Helena Sarmento - Quanto ao fado Xuxu: tal como nos meus dois discos anteriores, também neste interpreto um tema do reportório de Amália. Mas a razão é muito singela. A sua inclusão tem como único propósito o de contribuir, na minha modesta medida, para que a sua memória permaneça e para que o Fado não esqueça o quanto, nele, todos lhe devemos. Foi assim que por mim foi cantado; é assim apenas que espero que seja ouvido. Quanto a Era um Redondo Vocábulo, de Zeca Afonso, a razão é diferente: há anos que a ideia de gravar este tema me perseguia. Mas tal como nos acontece com tudo o que achamos delicado e precioso, demoramos muito os olhos na sua admiração mas receamos que o mínimo toque das nossas mãos lhes adultere a beleza. Neste caso a questão é ainda mais complicada, pois que quem gosta de cantar Zeca Afonso quer cantar Era um Redondo Vocábulo e há quem o cante muito bem. A solução acabou por chegar com o magnífico arranjo do André Teixeira que com extrema elegância e inteligência conferiu um inesperado e merecido destaque ao baixo, executado pelo Ginho e deu espaço em lugar nobre à criação livre do Samuel Cabral. Tive apenas que cantar... Mas eu tenho também um grande carinho pelo outro cover a que me atrevi: O Bêbedo e a Equilibrista, da autoria de João Bosco e Aldir Blanc, que foi celebrizado na voz de Elis Regina e que é o tema que encerra o disco. Todos nós falamos a voz do nosso tempo e por isso justifica-se que num disco embora marcadamente próprio se expressem referências ou influências e, no meu caso, algumas delas encontram-se na música brasileira. É o caso de Elis Regina. Mas Elis é Elis. Inimitável. Por isso, aqui, nós os quatro, eu, o Samuel, o André e o Ginho, fomos à procura do fado que poderia estar lá dentro. E quero acreditar que o encontrámos.

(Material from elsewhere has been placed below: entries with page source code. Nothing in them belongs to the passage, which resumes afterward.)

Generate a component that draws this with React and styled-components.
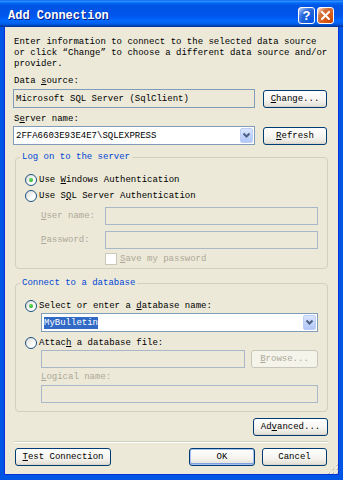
import React from 'react';
import styled, {createGlobalStyle, css} from 'styled-components';

const mono = `"Liberation Mono", "DejaVu Sans Mono", monospace`;
const beige = '#ECE9D8';
const fieldBorder = '#7F9DB9';
const disabledText = '#ACA899';

const GlobalStyle = createGlobalStyle`
    html, body {
        margin: 0;
        padding: 0;
        background: #fff;
    }
    body {
        font-family: ${mono};
        font-size: 9px;
        color: #000;
    }
    #root {
        width: 343px;
        height: 480px;
    }
    u {
        text-decoration: underline;
        text-underline-offset: 1px;
    }
`

const Window = styled.div`
    width: 343px;
    height: 480px;
    display: flex;
    flex-direction: column;
    overflow: hidden;
    background: #0054E3;`

const TitleBar = styled.div`
    flex: 0 0 27px;
    box-sizing: border-box;
    display: flex;
    align-items: center;
    padding: 4px 9px 0 8px;
    background: linear-gradient(to bottom, #0058EE 0%, #3593FF 4%, #288EFF 6%, #127DFF 8%, #036FFC 10%, #0262EE 14%, #0057E5 20%, #0054E3 24%, #0055EB 56%, #005BF5 66%, #026AFE 76%, #0062EF 86%, #0052D6 92%, #0040AB 96%, #003092 100%);`

const Title = styled.div`
    flex: 1;
    color: #fff;
    font: bold 12px ${mono};
    text-shadow: 1px 1px #0A1883;`

const CaptionButtons = styled.div`
    display: flex;
    gap: 2px;`

const CaptionButton = styled.button`
    width: 17px;
    height: 17px;
    box-sizing: border-box;
    padding: 0;
    border: 1px solid #fff;
    border-radius: 3px;
    display: flex;
    align-items: center;
    justify-content: center;
    color: #fff;
    font: bold 13px "Liberation Sans", Arial, sans-serif;
    background: ${p => p.$close
        ? 'radial-gradient(circle at 90% 90%, #CC4600 0%, #DC6527 55%, #CD7546 70%, #FFCCB2 90%, #fff 100%)'
        : 'radial-gradient(circle at 90% 90%, #0054E9 0%, #2263D5 55%, #4479E4 70%, #A3BBEC 90%, #fff 100%)'};`

const Body = styled.div`
    position: relative;
    flex: 1;
    display: flex;
    flex-direction: column;
    background: ${beige};
    border: 4px solid #0055E5;
    border-top: 0;
    border-bottom-width: 5px;
    padding: 10px 11px 0 9px;
    box-shadow: inset 1px 0 #0831D9, inset -1px 0 #0831D9, inset 0 -1px #0831D9;`

const Intro = styled.div`
    padding-left: 1px;
    line-height: 11px;
    white-space: nowrap;`

const Label = styled.div`
    margin-top: ${p => p.$top || 0}px;
    padding-left: ${p => p.$flush ? 0 : 1}px;
    line-height: 12px;
    color: ${p => p.$disabled ? disabledText : '#000'};`

const Row = styled.div`
    display: flex;
    align-items: center;
    margin-top: ${p => p.$top || 0}px;
    margin-left: ${p => p.$indent || 0}px;
    ${p => p.$disabled && css`
        height: 14px;
        color: ${disabledText};
    `}`

const TextBox = styled.input`
    box-sizing: border-box;
    width: ${p => p.$width}px;
    height: ${p => p.$height || 18}px;
    margin: 0;
    padding: 0 2px;
    border: 1px solid ${p => p.disabled ? '#A9B8C8' : fieldBorder};
    background: ${p => p.readOnly || p.disabled ? beige : '#fff'};
    font: 9px ${mono};
    color: #000;
    outline: none;`

const Combo = styled.div`
    box-sizing: border-box;
    width: ${p => p.$width}px;
    height: 19px;
    display: flex;
    align-items: center;
    padding: 1px 1px 1px 2px;
    border: 1px solid ${fieldBorder};
    background: #fff;`

const ComboText = styled.div`
    flex: 1;
    line-height: 12px;
    white-space: nowrap;`

const Selected = styled.span`
    background: #316AC5;
    color: #fff;
    padding: 1px 0;`

const DropArrow = styled.div`
    width: 13px;
    height: 15px;
    box-sizing: border-box;
    display: flex;
    align-items: center;
    justify-content: center;
    border: 1px solid #BCCEF5;
    border-radius: 2px;
    background: linear-gradient(to bottom, #DCE6FD 0%, #C3D4FB 50%, #B3C8F7 100%);`

const Button = styled.button`
    box-sizing: border-box;
    width: ${p => p.$width}px;
    height: 18px;
    margin: 0 0 0 ${p => p.$left || 0}px;
    padding: 0;
    border: 1px solid #003C74;
    border-radius: 3px;
    background: linear-gradient(to bottom, #FFFFFF 0%, #F4F3EE 60%, #E6E3D9 90%, #D6D0C5 100%);
    font: 9px ${mono};
    color: #000;
    ${p => p.$default && css`
        box-shadow: inset 0 0 0 1px #A9C1EE, inset 0 -1px 0 1px #7FA0E3;
    `}
    &:disabled {
        border-color: #C9C7BA;
        background: #F5F4EA;
        color: ${disabledText};
    }`

const Group = styled.fieldset`
    margin: ${p => p.$top}px 0 0 2px;
    padding: 0;
    min-width: 0;
    border: 1px solid #D0D0BF;
    border-radius: 4px;`

const Legend = styled.legend`
    margin-left: 4px;
    padding: 0 2px;
    line-height: 12px;
    color: #0046D5;`

const GroupBody = styled.div`
    padding: 10px 9px ${p => p.$bottom}px 9px;`

const RadioRow = styled.label`
    display: flex;
    align-items: center;
    height: 14px;
    margin-top: ${p => p.$top || 0}px;
    gap: 2px;
    white-space: nowrap;`

const Radio = styled.span`
    position: relative;
    width: 12px;
    height: 12px;
    box-sizing: border-box;
    border: 1px solid #1C5180;
    border-radius: 50%;
    background: linear-gradient(135deg, #DCDCD7 0%, #FFFFFF 70%);
    ${p => p.$checked && css`
        &::after {
            content: '';
            position: absolute;
            left: 3px;
            top: 3px;
            width: 4px;
            height: 4px;
            border-radius: 50%;
            background: radial-gradient(circle at 35% 35%, #5BE15B, #21A121);
        }
    `}`

const Caption = styled.span`
    white-space: pre;`

const FieldLabel = styled.div`
    width: 64px;
    color: ${disabledText};`

const Checkbox = styled.span`
    width: 12px;
    height: 12px;
    box-sizing: border-box;
    border: 1px solid #CAC8BB;
    background: #fff;
    margin-right: 3px;`

const Spacer = styled.div`
    flex: ${p => p.$fixed ? `0 0 ${p.$fixed}px` : 1};`

const Separator = styled.div`
    margin: 5px 0 0 1px;
    border-top: 1px solid #D0D0BF;
    border-bottom: 1px solid #fff;`

const Grip = styled.div`
    position: absolute;
    right: 1px;
    bottom: 1px;
    width: 10px;
    height: 10px;`

const Chevron = () => (
    <svg width="9" height="7" viewBox="0 0 9 7">
        <path d="M1.5 1.5 L4.5 4.5 L7.5 1.5" fill="none" stroke="#4D6185" strokeWidth="2"/>
    </svg>
)

const CloseIcon = () => (
    <svg width="9" height="9" viewBox="0 0 9 9">
        <path d="M1 1 L8 8 M8 1 L1 8" stroke="#fff" strokeWidth="2" strokeLinecap="square"/>
    </svg>
)

const GripDots = () => (
    <svg width="10" height="10" viewBox="0 0 10 10">
        {[[8, 0], [8, 4], [4, 4], [8, 8], [4, 8], [0, 8]].map(([x, y]) => (
            <g key={`${x}-${y}`}>
                <rect x={x} y={y} width="2" height="2" fill="#C6C3B5"/>
                <rect x={x} y={y} width="1" height="1" fill="#fff"/>
            </g>
        ))}
    </svg>
)

export default function App() {
    return (
        <>
            <GlobalStyle/>
            <Window>
                <TitleBar>
                    <Title>Add Connection</Title>
                    <CaptionButtons>
                        <CaptionButton type="button" title="Help">?</CaptionButton>
                        <CaptionButton type="button" title="Close" $close><CloseIcon/></CaptionButton>
                    </CaptionButtons>
                </TitleBar>

                <Body>
                    <Intro>
                        Enter information to connect to the selected data source<br/>
                        or click “Change” to choose a different data source and/or<br/>
                        provider.
                    </Intro>

                    <Label $top={5}>Data <u>s</u>ource:</Label>
                    <Row $top={2}>
                        <TextBox $width={242} $height={19} readOnly value="Microsoft SQL Server (SqlClient)"/>
                        <Button type="button" $width={64} $left={8}><u>C</u>hange...</Button>
                    </Row>

                    <Label $top={5}>S<u>e</u>rver name:</Label>
                    <Row $top={1}>
                        <Combo $width={242}>
                            <ComboText>2FFA6603E93E4E7\SQLEXPRESS</ComboText>
                            <DropArrow><Chevron/></DropArrow>
                        </Combo>
                        <Button type="button" $width={64} $left={8}><u>R</u>efresh</Button>
                    </Row>

                    {/* Log on to the server */}
                    <Group $top={6}>
                        <Legend>Log on to the server</Legend>
                        <GroupBody $bottom={2}>
                            <RadioRow>
                                <Radio $checked/>
                                <Caption>Use <u>W</u>indows Authentication</Caption>
                            </RadioRow>
                            <RadioRow $top={2}>
                                <Radio/>
                                <Caption>Use S<u>Q</u>L Server Authentication</Caption>
                            </RadioRow>
                            <Row $top={4} $indent={16}>
                                <FieldLabel><u>U</u>ser name:</FieldLabel>
                                <TextBox $width={213} disabled/>
                            </Row>
                            <Row $top={6} $indent={16}>
                                <FieldLabel><u>P</u>assword:</FieldLabel>
                                <TextBox $width={213} disabled/>
                            </Row>
                            <Row $top={3} $indent={80} $disabled>
                                <Checkbox/>
                                <Caption><u>S</u>ave my password</Caption>
                            </Row>
                        </GroupBody>
                    </Group>

                    {/* Connect to a database */}
                    <Group $top={8}>
                        <Legend>Connect to a database</Legend>
                        <GroupBody $bottom={8}>
                            <RadioRow>
                                <Radio $checked/>
                                <Caption>Select or enter a <u>d</u>atabase name:</Caption>
                            </RadioRow>
                            <Row $indent={16}>
                                <Combo $width={277}>
                                    <ComboText><Selected>MyBulletin</Selected></ComboText>
                                    <DropArrow><Chevron/></DropArrow>
                                </Combo>
                            </Row>
                            <RadioRow $top={4}>
                                <Radio/>
                                <Caption>Attac<u>h</u> a database file:</Caption>
                            </RadioRow>
                            <Row $indent={16}>
                                <TextBox $width={204} disabled/>
                                <Button type="button" $width={67} $left={6} disabled><u>B</u>rowse...</Button>
                            </Row>
                            <Row $indent={16}>
                                <Label $top={3} $disabled $flush><u>L</u>ogical name:</Label>
                            </Row>
                            <Row $top={2} $indent={16}>
                                <TextBox $width={277} disabled/>
                            </Row>
                        </GroupBody>
                    </Group>

                    <Row $top={6}>
                        <Spacer/>
                        <Button type="button" $width={75}>Ad<u>v</u>anced...</Button>
                    </Row>

                    <Separator/>

                    <Row $top={5}>
                        <Button type="button" $width={96} $left={2}><u>T</u>est Connection</Button>
                        <Spacer/>
                        <Button type="button" $width={66} $default>OK</Button>
                        <Button type="button" $width={65} $left={7}>Cancel</Button>
                        <Spacer $fixed={1}/>
                    </Row>

                    <Grip><GripDots/></Grip>
                </Body>
            </Window>
        </>
    );
};
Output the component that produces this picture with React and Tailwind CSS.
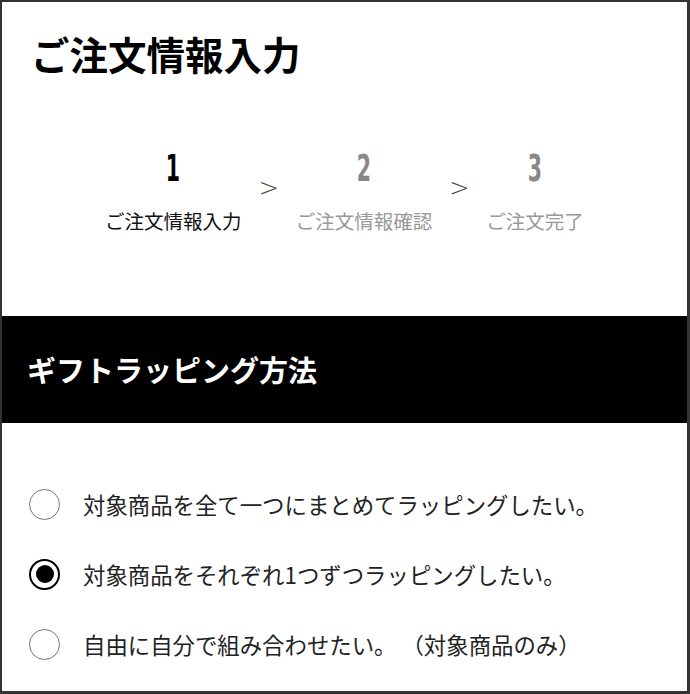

PR - Está feliz com resultado final deste “Lonjura”?

Helena Sarmento - A relação entre o criador e a criatura é uma realidade poliédrica, variável e inesperada. Mas dentro de toda a imponderabilidade da minha relação futura com o disco, quando houver entre mim e ele outra distância, tenho que dizer que sim, que estou feliz com o resultado gravado. Para isso contribuiu desde logo o próprio ato de gravar. A gestação de um disco tem aí o seu momento final, em que o projecto e a voz se fixam num suporte que os aprisiona para sempre, e esse processo, esse acto final, sempre me foi um bocadinho exterior isto é, sempre o senti como envolvendo alguma ameaça à minha liberdade como artista. Numa frase: nunca gostei muito de estar em estúdio. Este disco parecia querer percorrer o mesmo caminho: iniciei a gravação ainda em 2016 mas as coisas não fluíram e acabei por suspender. Meses depois apresentaram-me o José Lourenço (que gravou, misturou e masterizou o disco) e tudo foi diferente; pela primeira vez o estúdio de gravação foi por mim sentido como mais um instrumento e o José Lourenço como mais um artista. Por isso, desde os temas que já referi, passando também por Fado não-Valentim (mais uma doce subversão de um tema popular pelas palavras do joão-gigante ferreira), Noite de Inverno (com palavras novas para o fado Mocita dos Caracóis, de Alfredo Marceneiro), Contigo por Lisboa, Fado Jurídico-Criminal (mais dois originais, ambos com música do André Teixeira e palavras do joão-gigante ferreira), Fado Depois da Tempestade (outro original, do Samuel Cabral), até Fado Azul (com palavras também do joão-gigante ferreira para o fado Vianinha), tudo me pareceu ter encontrado o seu próprio lugar no alinhamento final, como se assim tivesse sido planeado. E essa sensação é aquilo que me deixa afirmar que estou feliz com o resultado.

PR - Para terminar, o que é o público pode esperar de um concerto seu?

Helena Sarmento - Pode esperar um concerto de fado mas com muito dinâmica, capaz de descer do palco e envolver a plateia. É um disco muito luminoso. Ao alinhamento de Lonjura juntámos uma cuidada escolha de temas dos dois discos anteriores e também alguns fados que vivem na memória colectiva e que asseguram a dimensão de espectáculo e de participação que o entretenimento exige. Já testámos esse alinhamento ao vivo, em Guimarães, onde voltaremos no dia 30 de Junho (Moreira de Cónegos) e face à forma como as pessoas reagiram durante o concerto mesmo perante temas inteiramente desconhecidos e à forma como se expressaram no final, estamos muito satisfeitos com o resultado. O primeiro concerto de Lonjura será no Museu do Fado, no dia 15 de Maio, pelas 19.00h.